**What this task involves:** Without the pictures, output the lines of the material from the very first through the one that holds "Icons ---------- */".

**Supplied information:**
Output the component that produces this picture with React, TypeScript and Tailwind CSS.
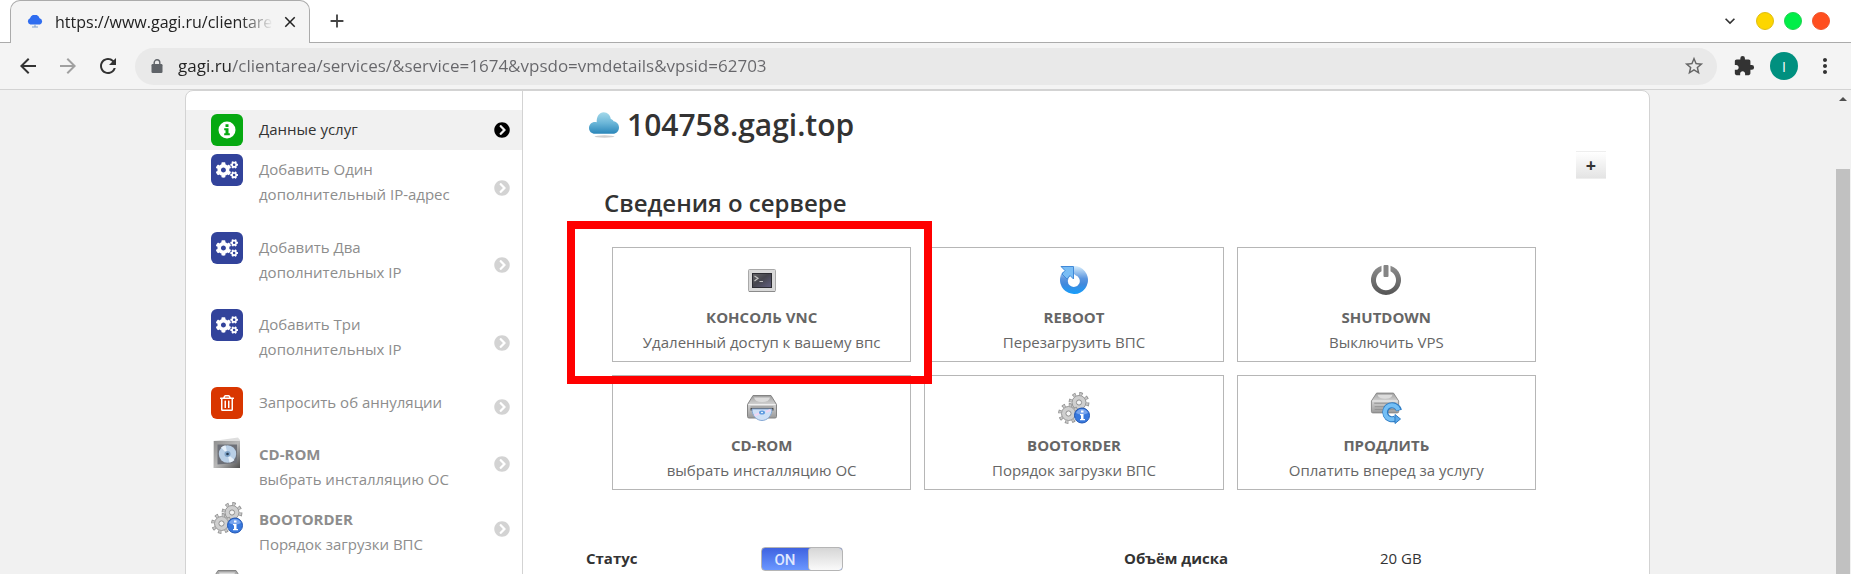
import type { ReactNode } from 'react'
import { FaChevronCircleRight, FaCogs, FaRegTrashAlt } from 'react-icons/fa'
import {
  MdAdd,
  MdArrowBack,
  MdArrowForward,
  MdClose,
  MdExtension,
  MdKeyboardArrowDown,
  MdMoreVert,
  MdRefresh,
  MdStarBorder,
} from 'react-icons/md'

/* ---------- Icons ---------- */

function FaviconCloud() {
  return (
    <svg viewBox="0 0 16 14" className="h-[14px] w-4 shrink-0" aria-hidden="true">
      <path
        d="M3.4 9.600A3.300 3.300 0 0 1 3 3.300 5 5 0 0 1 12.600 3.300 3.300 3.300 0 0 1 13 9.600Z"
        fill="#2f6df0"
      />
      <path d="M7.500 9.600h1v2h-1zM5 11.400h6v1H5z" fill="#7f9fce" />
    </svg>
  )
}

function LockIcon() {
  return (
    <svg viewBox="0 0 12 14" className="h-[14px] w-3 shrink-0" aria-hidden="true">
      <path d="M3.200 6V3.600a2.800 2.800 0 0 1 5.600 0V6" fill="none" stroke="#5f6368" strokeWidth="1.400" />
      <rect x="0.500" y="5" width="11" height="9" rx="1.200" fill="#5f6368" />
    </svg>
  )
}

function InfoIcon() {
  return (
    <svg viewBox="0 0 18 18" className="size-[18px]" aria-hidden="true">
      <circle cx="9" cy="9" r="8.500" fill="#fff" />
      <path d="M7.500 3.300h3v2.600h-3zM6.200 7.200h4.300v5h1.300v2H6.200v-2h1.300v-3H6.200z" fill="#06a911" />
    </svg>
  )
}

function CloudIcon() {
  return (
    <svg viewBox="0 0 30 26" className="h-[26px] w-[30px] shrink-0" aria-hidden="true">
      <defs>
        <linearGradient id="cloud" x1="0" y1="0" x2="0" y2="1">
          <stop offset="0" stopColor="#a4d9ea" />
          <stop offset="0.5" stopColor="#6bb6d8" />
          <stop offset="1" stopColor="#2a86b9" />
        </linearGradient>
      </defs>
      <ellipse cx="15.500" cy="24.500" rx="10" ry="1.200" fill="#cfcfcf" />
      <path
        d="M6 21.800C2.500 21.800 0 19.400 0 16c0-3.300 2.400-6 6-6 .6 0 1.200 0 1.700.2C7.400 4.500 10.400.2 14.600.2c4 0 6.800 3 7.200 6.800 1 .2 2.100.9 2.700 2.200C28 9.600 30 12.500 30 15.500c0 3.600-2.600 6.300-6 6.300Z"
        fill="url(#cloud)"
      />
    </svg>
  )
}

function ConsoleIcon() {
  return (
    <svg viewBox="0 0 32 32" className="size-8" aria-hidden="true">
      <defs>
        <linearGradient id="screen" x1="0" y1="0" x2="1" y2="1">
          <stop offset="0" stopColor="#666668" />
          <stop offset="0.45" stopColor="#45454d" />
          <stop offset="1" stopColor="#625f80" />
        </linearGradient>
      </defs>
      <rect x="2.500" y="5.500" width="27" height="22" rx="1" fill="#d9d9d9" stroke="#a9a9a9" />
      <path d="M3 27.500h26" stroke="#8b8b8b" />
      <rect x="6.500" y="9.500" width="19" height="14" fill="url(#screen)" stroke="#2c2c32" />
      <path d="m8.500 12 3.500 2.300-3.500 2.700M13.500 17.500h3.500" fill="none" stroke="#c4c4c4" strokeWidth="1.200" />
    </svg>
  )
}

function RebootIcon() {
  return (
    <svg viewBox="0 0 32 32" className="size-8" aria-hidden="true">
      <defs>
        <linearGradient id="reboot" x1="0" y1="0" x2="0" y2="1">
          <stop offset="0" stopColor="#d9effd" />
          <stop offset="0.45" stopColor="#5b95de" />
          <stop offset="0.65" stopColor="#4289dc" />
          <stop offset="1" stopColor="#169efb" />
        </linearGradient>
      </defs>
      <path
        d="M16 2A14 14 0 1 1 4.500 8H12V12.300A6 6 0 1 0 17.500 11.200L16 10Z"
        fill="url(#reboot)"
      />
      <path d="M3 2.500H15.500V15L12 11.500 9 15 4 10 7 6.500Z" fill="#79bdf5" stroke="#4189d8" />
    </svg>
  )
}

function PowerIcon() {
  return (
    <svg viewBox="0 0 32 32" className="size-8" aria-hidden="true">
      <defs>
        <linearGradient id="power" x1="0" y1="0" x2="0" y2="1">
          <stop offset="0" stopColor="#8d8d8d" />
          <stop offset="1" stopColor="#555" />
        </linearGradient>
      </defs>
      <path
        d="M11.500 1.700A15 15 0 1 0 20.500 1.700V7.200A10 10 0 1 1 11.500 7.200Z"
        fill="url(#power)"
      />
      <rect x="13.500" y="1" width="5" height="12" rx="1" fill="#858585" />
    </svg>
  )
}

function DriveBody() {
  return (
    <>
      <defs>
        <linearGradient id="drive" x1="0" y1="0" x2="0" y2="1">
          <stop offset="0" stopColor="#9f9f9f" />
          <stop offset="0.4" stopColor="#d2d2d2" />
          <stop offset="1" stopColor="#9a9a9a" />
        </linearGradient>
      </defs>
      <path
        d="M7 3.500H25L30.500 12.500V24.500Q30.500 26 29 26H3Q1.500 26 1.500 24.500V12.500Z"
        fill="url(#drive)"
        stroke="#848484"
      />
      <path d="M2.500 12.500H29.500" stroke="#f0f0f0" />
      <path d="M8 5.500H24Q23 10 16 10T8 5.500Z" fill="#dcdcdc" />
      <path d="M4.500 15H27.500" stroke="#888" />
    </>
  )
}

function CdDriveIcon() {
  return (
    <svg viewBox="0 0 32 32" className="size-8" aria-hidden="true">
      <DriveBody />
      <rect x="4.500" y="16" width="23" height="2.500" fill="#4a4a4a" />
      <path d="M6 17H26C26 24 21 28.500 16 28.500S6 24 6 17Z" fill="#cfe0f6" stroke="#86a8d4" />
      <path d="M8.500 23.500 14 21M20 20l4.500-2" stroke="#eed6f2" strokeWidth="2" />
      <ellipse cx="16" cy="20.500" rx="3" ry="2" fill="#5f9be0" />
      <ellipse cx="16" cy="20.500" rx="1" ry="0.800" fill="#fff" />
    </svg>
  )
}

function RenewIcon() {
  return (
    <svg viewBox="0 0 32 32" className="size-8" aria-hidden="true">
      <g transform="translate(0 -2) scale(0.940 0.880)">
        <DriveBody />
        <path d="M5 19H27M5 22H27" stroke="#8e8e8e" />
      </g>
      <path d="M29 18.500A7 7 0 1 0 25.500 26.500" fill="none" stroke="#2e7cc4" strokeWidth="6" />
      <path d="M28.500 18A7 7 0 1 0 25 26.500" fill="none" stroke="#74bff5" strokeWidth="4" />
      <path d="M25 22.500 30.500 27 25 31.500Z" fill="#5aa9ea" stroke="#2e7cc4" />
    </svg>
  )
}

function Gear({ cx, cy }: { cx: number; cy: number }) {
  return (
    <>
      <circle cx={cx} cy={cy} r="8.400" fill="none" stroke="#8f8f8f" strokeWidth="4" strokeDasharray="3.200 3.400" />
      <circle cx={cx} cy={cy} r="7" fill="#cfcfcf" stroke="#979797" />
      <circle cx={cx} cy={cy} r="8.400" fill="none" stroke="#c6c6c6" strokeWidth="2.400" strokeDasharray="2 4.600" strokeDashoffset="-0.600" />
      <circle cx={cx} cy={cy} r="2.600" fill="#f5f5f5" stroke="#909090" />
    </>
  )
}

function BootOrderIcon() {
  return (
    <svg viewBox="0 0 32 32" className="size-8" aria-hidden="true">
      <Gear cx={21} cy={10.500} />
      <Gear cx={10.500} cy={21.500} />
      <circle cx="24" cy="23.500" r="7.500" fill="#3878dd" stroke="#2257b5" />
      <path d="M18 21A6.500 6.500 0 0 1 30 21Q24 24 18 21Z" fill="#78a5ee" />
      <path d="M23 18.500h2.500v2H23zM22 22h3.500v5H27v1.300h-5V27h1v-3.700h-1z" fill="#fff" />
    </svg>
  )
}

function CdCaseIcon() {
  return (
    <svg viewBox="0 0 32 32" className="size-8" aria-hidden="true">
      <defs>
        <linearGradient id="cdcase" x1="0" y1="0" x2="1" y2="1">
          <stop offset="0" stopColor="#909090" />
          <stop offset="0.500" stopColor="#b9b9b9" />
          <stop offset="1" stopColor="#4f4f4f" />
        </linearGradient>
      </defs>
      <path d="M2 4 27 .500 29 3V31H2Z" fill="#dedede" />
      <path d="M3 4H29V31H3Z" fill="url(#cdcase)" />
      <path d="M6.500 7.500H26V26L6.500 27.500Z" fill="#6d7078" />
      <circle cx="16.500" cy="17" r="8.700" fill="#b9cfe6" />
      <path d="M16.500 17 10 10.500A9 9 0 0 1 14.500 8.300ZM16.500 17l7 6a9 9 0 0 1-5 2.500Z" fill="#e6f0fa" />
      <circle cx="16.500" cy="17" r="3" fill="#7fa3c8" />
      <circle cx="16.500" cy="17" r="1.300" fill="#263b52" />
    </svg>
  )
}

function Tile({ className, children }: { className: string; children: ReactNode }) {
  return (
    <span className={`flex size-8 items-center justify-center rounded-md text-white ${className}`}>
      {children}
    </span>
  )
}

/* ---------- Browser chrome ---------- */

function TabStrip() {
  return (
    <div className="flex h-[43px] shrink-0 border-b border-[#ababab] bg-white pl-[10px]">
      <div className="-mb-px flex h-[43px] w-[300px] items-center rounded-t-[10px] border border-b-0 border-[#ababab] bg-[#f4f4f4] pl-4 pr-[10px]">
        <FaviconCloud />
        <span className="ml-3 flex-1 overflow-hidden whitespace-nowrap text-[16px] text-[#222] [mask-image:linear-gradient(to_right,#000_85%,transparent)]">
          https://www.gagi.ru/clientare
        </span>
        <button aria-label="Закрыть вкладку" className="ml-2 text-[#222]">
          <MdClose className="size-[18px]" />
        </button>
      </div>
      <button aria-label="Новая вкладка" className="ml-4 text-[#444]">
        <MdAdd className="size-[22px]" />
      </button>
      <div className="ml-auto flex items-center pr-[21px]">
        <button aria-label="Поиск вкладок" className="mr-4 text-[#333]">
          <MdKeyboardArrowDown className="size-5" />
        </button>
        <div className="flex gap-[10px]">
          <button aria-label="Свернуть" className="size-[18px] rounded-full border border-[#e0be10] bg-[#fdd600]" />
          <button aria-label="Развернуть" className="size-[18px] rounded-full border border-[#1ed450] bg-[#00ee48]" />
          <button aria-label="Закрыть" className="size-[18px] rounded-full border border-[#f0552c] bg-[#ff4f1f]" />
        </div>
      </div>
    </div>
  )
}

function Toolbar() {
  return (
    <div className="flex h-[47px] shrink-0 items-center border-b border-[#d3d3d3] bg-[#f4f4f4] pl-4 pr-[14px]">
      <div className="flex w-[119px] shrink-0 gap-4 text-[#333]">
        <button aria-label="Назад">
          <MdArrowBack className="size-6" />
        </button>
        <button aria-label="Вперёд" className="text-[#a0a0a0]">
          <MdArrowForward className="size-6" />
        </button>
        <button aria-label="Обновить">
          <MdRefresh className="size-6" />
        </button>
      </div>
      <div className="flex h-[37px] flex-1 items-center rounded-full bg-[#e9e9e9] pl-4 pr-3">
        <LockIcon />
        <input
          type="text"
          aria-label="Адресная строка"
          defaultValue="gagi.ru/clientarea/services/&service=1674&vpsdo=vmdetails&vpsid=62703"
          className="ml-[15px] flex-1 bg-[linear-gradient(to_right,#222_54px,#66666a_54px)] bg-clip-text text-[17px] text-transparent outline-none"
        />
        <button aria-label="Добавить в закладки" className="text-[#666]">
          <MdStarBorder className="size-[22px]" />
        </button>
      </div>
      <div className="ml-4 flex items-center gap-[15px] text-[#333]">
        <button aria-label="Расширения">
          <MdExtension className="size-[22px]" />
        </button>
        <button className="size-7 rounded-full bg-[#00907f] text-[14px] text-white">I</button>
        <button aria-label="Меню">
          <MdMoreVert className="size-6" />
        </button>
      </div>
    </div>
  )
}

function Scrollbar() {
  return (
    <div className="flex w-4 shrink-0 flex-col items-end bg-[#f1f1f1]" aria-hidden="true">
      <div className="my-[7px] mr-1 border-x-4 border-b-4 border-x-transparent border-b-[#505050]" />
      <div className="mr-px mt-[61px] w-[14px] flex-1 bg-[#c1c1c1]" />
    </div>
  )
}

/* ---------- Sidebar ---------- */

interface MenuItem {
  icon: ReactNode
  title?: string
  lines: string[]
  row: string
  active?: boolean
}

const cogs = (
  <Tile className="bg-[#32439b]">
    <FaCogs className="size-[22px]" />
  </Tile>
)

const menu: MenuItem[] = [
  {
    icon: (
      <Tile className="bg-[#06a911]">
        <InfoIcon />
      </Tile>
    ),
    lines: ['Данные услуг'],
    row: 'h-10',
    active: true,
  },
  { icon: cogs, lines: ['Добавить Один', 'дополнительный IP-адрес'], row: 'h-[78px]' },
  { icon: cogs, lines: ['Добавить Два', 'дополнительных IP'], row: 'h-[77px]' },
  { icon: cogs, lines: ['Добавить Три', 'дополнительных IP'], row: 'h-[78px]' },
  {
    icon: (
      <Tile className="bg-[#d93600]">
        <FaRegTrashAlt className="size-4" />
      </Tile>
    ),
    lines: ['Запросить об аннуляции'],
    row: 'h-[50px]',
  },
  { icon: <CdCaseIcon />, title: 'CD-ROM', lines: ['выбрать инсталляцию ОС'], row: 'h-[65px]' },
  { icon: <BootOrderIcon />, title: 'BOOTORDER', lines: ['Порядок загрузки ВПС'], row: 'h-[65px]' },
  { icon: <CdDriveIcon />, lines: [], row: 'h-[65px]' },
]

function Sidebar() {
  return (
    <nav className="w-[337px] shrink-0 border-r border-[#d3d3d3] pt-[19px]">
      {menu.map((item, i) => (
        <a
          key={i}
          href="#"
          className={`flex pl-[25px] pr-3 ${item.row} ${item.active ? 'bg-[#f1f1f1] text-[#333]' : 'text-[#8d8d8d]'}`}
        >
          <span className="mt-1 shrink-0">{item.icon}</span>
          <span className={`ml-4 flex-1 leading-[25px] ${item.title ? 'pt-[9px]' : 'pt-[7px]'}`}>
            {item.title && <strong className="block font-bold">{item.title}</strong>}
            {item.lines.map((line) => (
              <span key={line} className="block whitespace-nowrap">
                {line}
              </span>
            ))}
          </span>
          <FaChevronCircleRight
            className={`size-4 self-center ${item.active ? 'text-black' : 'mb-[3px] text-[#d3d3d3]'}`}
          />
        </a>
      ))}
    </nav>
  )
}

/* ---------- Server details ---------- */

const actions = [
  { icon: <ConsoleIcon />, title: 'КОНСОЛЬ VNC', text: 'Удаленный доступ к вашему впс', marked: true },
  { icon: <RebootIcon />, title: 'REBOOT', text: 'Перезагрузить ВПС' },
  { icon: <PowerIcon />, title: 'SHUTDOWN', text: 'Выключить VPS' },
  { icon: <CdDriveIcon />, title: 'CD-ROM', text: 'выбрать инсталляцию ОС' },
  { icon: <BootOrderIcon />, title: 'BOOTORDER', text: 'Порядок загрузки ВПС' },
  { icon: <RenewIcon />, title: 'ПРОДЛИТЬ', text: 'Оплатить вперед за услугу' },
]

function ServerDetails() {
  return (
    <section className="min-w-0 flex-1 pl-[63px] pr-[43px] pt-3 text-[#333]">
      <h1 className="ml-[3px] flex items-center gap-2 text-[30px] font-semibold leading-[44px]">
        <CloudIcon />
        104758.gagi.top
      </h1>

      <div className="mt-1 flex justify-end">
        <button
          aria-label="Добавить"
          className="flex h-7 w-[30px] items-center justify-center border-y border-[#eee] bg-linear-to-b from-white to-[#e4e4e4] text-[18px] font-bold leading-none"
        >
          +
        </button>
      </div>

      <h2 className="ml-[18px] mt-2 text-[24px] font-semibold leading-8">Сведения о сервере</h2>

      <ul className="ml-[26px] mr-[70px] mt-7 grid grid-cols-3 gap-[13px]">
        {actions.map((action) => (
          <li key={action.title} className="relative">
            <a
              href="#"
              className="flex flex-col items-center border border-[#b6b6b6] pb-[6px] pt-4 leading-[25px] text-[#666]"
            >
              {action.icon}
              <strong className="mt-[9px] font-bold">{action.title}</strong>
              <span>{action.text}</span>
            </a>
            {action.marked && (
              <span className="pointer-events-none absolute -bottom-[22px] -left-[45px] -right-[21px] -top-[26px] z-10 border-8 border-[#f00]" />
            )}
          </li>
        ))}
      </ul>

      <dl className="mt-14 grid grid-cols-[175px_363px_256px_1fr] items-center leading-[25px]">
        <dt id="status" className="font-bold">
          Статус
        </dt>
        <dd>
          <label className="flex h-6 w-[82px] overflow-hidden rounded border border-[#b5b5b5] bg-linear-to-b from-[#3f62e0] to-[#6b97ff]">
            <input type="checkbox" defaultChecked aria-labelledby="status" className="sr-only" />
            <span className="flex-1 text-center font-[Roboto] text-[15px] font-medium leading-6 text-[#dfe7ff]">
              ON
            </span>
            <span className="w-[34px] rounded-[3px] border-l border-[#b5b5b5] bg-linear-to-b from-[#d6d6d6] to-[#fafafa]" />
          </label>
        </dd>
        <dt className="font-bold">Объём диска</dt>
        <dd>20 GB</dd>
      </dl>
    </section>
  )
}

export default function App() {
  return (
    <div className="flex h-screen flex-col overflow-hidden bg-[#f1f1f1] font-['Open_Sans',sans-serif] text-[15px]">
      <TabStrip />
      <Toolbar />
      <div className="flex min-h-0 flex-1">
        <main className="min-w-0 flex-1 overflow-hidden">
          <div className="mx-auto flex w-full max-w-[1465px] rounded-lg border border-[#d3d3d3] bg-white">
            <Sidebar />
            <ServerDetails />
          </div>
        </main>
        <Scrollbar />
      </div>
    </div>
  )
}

**Exercise result:**
Output the component that produces this picture with React, TypeScript and Tailwind CSS.
import type { ReactNode } from 'react'
import { FaChevronCircleRight, FaCogs, FaRegTrashAlt } from 'react-icons/fa'
import {
  MdAdd,
  MdArrowBack,
  MdArrowForward,
  MdClose,
  MdExtension,
  MdKeyboardArrowDown,
  MdMoreVert,
  MdRefresh,
  MdStarBorder,
} from 'react-icons/md'

/* ---------- Icons ---------- */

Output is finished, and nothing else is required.